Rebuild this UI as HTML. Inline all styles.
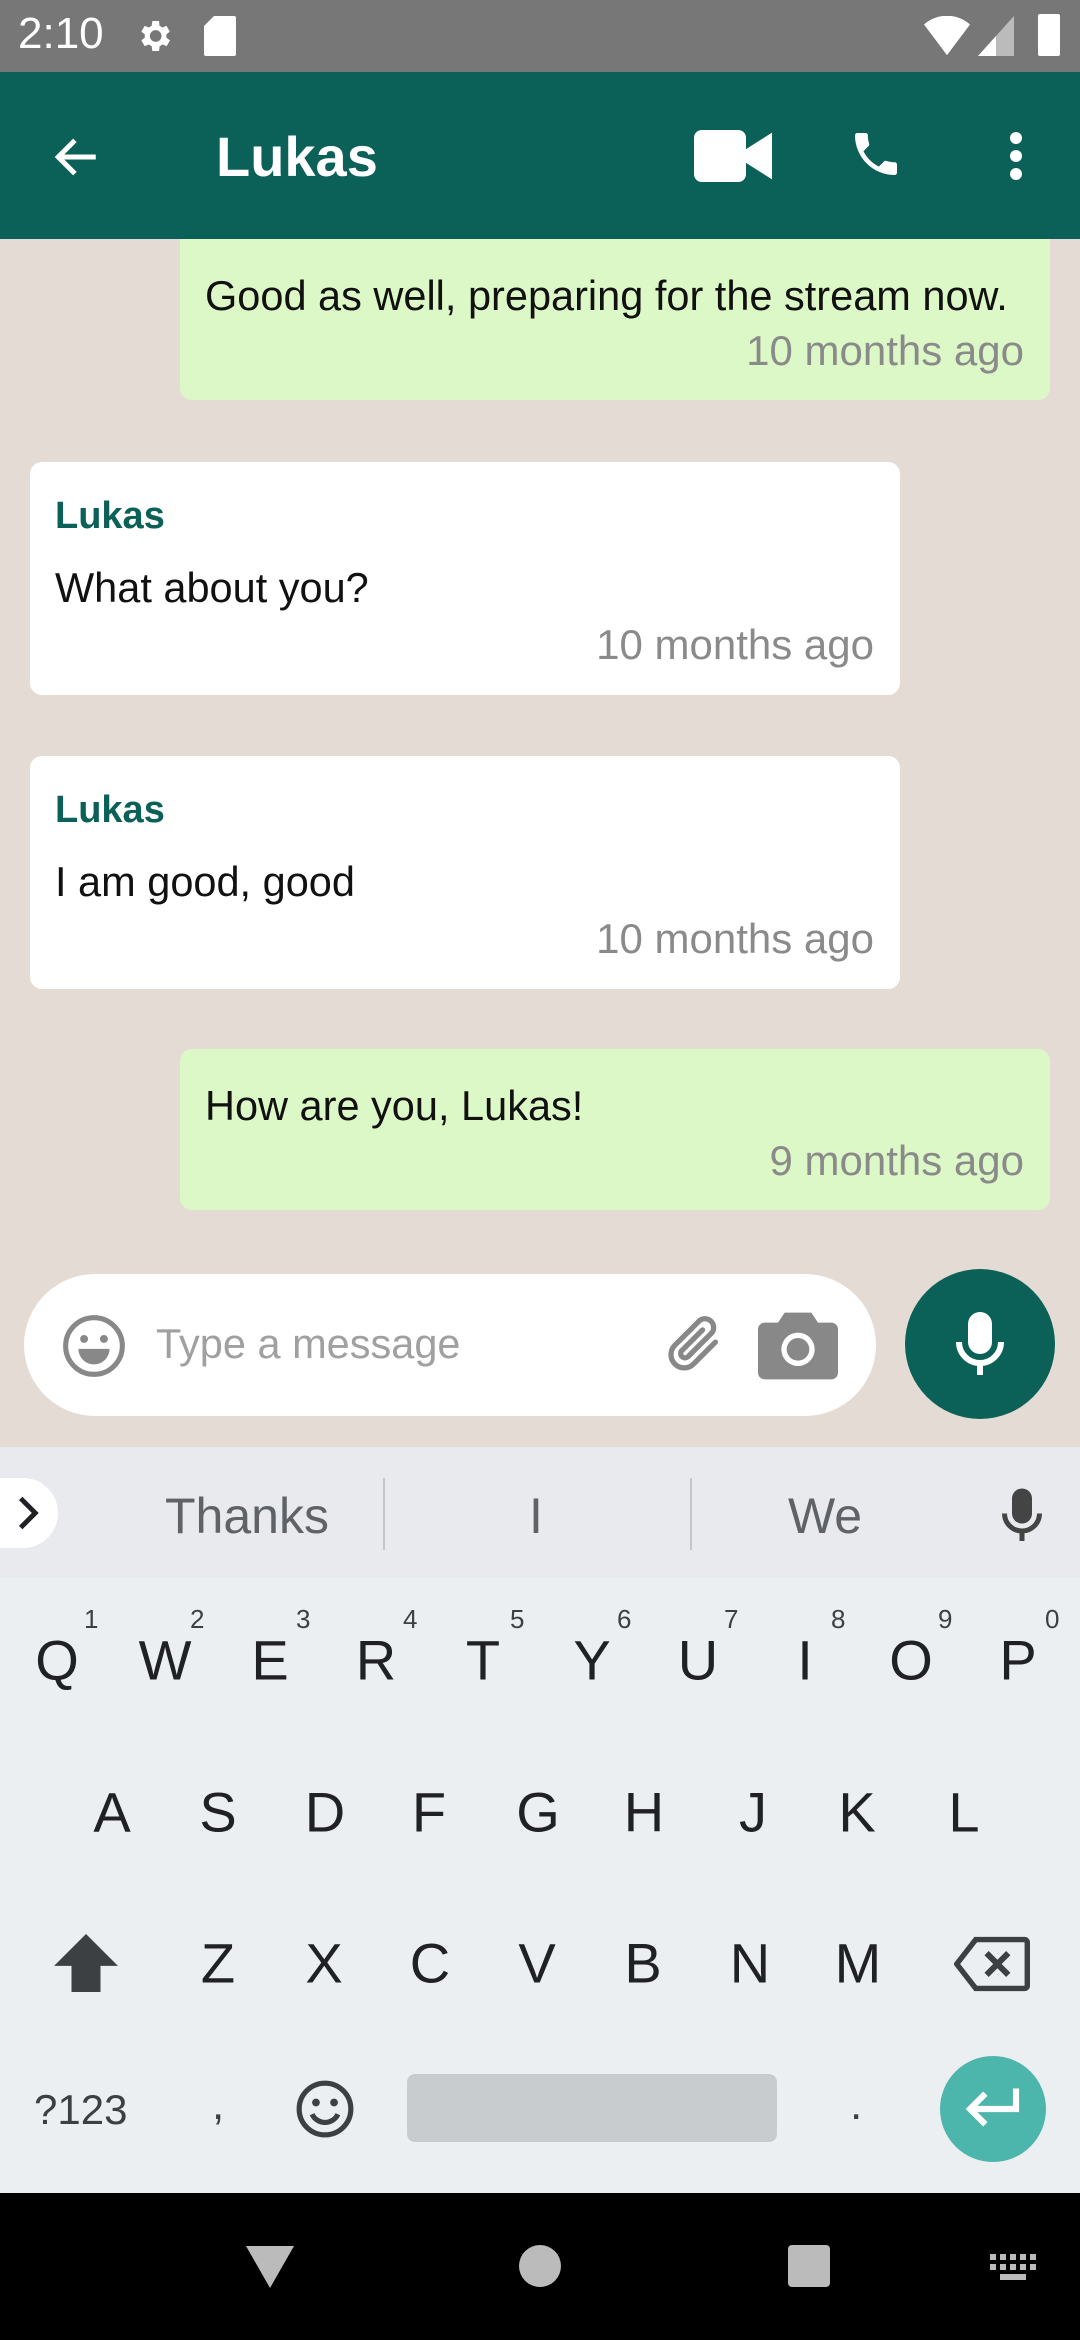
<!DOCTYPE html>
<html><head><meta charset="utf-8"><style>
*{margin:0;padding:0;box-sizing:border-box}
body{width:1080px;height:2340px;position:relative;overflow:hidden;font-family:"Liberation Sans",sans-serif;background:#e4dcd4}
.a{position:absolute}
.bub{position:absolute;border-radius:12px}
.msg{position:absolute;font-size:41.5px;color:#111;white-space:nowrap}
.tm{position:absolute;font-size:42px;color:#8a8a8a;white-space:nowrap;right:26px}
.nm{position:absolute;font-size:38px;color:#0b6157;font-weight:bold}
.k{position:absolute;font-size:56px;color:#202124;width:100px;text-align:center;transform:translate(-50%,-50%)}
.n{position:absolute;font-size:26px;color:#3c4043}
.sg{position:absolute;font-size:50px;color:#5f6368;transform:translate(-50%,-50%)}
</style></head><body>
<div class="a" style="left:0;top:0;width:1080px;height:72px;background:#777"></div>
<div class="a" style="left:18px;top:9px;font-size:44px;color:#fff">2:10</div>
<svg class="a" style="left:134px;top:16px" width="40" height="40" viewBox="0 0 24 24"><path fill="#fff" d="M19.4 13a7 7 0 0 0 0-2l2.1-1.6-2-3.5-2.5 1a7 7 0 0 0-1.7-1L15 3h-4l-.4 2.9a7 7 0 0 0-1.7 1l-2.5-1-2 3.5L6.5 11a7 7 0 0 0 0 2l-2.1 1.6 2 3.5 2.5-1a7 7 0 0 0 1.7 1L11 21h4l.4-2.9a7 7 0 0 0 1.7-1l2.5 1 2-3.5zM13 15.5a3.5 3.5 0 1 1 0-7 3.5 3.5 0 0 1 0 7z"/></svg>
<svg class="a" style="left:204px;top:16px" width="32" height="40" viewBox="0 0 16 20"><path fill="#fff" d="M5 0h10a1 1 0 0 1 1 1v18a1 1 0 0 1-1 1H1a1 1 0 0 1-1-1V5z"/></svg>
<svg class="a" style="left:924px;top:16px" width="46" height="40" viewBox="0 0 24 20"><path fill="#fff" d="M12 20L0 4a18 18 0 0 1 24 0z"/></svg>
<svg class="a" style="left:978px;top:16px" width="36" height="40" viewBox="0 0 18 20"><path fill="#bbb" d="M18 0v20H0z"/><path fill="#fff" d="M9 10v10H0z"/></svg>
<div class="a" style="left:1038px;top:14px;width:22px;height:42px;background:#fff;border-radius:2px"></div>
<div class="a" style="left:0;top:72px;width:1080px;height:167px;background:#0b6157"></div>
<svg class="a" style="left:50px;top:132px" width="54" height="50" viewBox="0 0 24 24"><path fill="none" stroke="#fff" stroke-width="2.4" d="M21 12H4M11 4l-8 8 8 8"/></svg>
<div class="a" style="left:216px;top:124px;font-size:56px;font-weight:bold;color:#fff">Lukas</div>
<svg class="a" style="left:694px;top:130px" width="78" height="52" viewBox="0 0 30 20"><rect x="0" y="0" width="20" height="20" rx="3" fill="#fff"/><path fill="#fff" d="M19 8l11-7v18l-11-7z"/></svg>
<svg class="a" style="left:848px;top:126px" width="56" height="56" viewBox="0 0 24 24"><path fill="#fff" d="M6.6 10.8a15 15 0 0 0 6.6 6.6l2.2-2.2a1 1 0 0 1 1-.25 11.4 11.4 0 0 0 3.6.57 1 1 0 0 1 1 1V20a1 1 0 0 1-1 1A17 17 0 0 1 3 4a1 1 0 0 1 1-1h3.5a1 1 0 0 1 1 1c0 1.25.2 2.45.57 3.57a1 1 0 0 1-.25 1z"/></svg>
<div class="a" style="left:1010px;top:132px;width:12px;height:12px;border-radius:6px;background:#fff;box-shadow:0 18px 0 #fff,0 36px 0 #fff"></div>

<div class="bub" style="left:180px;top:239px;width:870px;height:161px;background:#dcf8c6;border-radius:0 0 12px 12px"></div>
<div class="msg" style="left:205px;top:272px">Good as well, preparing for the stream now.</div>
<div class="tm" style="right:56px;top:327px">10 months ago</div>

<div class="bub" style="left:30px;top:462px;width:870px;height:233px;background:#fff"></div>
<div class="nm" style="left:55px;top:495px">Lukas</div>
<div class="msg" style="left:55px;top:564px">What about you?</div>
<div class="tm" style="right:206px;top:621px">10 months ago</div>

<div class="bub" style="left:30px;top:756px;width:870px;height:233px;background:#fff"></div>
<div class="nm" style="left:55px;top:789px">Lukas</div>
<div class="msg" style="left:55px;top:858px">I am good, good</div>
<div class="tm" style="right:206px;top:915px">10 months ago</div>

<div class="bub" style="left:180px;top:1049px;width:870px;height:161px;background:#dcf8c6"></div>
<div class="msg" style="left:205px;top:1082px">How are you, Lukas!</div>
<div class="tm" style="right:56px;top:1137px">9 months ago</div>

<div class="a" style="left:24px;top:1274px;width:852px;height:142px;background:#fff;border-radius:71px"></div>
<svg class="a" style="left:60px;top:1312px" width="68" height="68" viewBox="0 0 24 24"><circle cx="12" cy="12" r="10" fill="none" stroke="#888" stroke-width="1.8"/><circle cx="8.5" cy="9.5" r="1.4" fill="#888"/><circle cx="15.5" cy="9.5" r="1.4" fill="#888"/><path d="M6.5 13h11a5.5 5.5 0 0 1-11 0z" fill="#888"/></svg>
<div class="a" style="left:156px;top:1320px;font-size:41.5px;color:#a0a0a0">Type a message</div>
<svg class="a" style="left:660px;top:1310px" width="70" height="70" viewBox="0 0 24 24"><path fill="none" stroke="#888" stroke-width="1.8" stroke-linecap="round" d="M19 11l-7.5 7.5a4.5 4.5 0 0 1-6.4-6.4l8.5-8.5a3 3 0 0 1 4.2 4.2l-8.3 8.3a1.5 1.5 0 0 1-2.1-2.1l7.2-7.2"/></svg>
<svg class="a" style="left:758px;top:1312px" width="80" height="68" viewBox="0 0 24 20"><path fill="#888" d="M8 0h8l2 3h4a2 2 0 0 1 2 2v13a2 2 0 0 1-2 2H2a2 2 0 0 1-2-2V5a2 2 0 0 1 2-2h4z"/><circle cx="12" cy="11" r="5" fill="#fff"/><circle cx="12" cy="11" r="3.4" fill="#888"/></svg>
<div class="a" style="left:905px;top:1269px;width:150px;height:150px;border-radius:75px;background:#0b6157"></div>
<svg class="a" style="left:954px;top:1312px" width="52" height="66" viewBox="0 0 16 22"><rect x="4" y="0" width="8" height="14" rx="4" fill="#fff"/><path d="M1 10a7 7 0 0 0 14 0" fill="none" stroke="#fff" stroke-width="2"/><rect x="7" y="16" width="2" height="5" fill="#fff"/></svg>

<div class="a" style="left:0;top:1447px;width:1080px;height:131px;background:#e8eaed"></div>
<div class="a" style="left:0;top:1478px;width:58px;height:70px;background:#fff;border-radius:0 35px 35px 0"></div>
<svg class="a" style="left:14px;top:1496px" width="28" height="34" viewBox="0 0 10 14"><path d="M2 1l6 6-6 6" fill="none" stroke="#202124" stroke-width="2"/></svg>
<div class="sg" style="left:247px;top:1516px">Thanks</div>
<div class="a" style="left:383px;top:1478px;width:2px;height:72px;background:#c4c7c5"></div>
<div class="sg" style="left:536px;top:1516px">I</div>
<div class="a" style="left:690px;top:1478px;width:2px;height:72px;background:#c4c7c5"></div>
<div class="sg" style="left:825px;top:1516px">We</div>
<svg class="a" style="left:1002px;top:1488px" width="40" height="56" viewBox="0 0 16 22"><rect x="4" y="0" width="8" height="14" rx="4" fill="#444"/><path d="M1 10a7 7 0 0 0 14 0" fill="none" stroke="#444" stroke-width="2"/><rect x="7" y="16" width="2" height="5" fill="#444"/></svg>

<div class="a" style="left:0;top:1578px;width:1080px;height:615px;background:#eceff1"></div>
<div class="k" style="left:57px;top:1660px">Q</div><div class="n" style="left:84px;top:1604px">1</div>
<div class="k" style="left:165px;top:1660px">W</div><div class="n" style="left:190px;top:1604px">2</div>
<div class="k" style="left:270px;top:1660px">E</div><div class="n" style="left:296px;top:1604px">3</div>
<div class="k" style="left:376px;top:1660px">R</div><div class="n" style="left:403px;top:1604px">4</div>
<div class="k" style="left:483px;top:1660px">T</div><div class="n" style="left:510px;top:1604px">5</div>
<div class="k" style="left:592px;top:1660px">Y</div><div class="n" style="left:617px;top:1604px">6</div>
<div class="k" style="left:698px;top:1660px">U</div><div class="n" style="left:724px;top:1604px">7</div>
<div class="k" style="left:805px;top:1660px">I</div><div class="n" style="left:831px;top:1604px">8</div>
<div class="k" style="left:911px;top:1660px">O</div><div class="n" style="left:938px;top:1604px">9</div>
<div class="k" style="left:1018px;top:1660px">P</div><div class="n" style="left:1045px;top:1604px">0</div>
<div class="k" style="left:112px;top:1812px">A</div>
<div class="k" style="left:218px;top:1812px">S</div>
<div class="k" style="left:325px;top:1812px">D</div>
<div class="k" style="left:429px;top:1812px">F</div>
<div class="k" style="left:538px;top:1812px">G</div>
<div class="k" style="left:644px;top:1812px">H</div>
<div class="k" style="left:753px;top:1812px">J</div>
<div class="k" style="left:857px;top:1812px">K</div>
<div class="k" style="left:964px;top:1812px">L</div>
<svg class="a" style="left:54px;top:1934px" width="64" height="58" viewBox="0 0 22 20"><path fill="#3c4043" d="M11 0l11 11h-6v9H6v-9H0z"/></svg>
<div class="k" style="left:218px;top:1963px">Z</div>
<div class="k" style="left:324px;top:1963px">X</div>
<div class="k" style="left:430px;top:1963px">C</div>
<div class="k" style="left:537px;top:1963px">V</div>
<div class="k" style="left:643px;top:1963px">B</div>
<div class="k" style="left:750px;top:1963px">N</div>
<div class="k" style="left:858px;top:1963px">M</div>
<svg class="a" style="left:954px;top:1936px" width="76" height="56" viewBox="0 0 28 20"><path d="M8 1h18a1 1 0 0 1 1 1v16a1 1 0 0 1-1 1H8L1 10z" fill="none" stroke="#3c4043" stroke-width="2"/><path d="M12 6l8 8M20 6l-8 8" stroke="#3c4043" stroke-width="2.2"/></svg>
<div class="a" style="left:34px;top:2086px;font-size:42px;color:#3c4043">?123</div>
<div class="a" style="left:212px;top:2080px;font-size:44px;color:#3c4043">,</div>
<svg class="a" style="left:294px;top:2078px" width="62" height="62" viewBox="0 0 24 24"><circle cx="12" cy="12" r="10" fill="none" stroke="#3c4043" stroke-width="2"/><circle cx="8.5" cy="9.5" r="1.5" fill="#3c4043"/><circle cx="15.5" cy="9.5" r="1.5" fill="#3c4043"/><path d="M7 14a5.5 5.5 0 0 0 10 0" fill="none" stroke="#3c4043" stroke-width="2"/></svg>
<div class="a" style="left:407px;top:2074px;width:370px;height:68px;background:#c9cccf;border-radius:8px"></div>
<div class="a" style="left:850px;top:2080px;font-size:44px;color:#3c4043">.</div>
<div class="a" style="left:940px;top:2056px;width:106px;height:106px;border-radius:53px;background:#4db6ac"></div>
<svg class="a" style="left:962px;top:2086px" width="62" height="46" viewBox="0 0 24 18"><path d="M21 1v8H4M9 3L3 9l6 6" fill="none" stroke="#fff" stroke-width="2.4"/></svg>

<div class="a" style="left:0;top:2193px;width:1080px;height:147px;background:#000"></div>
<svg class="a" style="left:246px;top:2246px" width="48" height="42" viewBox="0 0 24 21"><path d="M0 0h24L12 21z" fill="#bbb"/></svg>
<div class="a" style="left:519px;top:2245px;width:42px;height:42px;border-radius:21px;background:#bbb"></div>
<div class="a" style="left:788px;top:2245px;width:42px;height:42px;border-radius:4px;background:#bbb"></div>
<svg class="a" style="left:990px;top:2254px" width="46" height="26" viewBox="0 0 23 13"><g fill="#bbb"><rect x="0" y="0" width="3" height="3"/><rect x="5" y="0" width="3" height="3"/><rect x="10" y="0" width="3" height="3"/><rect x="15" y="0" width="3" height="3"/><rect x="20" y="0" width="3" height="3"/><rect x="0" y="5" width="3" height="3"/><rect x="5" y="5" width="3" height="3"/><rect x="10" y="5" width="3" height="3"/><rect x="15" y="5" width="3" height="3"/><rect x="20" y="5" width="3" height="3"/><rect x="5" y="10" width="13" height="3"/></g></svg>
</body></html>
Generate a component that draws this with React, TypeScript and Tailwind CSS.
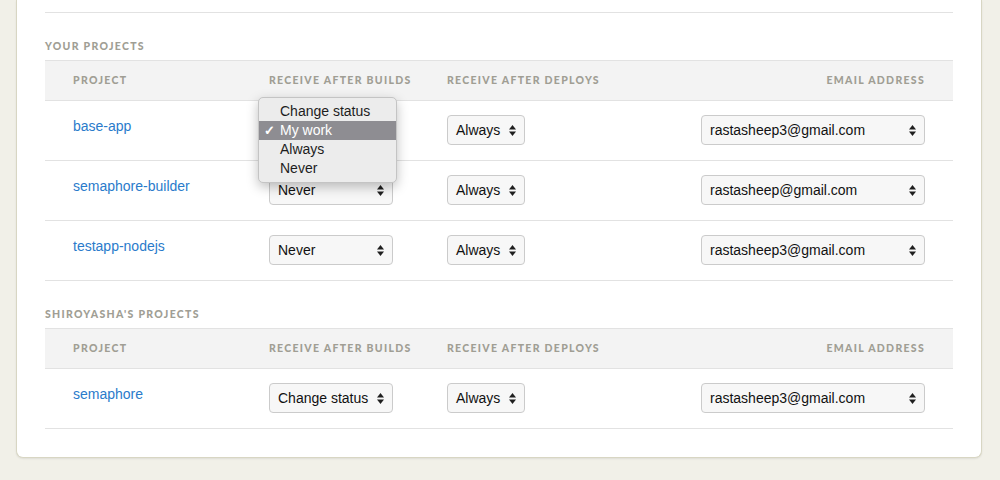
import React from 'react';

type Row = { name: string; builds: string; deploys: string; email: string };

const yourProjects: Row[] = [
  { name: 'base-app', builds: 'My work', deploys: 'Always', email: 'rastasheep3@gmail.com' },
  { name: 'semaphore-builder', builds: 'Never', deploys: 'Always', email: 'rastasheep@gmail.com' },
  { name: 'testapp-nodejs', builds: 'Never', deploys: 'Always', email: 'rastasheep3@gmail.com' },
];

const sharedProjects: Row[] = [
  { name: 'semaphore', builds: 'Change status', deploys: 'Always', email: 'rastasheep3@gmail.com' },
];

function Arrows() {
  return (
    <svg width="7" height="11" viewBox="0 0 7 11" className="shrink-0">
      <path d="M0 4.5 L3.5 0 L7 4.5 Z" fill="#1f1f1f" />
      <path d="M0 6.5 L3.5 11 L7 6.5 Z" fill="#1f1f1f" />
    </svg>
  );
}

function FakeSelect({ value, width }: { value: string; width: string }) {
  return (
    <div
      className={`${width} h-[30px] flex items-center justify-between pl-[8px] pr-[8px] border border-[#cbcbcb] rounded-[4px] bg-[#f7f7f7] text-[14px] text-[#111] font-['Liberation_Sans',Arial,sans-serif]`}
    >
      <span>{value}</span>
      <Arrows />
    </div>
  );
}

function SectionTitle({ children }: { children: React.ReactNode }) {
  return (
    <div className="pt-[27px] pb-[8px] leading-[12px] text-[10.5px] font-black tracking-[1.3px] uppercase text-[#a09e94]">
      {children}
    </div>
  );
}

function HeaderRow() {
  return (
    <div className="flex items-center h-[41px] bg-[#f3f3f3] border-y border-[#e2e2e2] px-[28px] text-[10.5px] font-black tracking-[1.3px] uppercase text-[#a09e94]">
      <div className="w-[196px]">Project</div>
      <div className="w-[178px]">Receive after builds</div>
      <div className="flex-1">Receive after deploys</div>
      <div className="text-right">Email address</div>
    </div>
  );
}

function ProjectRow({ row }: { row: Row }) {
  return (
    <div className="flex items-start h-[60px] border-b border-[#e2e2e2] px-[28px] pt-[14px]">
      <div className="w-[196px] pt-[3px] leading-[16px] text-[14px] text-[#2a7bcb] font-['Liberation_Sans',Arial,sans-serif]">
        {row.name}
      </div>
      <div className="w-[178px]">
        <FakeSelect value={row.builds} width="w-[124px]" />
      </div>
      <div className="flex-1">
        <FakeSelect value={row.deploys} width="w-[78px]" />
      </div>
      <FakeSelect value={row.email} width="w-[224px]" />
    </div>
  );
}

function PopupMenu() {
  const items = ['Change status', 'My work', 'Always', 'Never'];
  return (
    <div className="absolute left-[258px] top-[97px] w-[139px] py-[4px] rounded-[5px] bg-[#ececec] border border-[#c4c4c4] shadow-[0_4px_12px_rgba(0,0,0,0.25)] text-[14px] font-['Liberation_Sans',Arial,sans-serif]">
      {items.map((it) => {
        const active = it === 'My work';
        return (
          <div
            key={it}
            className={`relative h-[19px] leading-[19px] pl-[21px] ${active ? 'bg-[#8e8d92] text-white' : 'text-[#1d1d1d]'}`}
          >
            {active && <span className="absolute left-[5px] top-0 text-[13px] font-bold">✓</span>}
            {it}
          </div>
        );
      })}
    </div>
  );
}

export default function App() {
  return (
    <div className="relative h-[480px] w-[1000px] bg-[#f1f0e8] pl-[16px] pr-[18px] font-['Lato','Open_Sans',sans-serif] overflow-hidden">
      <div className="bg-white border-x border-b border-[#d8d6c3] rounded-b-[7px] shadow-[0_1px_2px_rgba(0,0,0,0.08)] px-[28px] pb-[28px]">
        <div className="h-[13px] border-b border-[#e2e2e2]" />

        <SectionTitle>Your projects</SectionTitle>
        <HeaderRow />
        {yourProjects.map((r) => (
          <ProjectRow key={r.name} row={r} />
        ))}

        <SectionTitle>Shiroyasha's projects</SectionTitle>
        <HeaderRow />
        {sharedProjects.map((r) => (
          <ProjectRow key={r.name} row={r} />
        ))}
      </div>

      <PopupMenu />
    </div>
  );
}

★ ★ ★ ★

Problem to solve: Make an exact copy of the lines from the one containing "Generate a component" to the one containing "string; builds: string;", keeping both and leaving out every picture.

Complete answer:
Generate a component that draws this with React, TypeScript and Tailwind CSS.
import React from 'react';

type Row = { name: string; builds: string; deploys: string; email: string };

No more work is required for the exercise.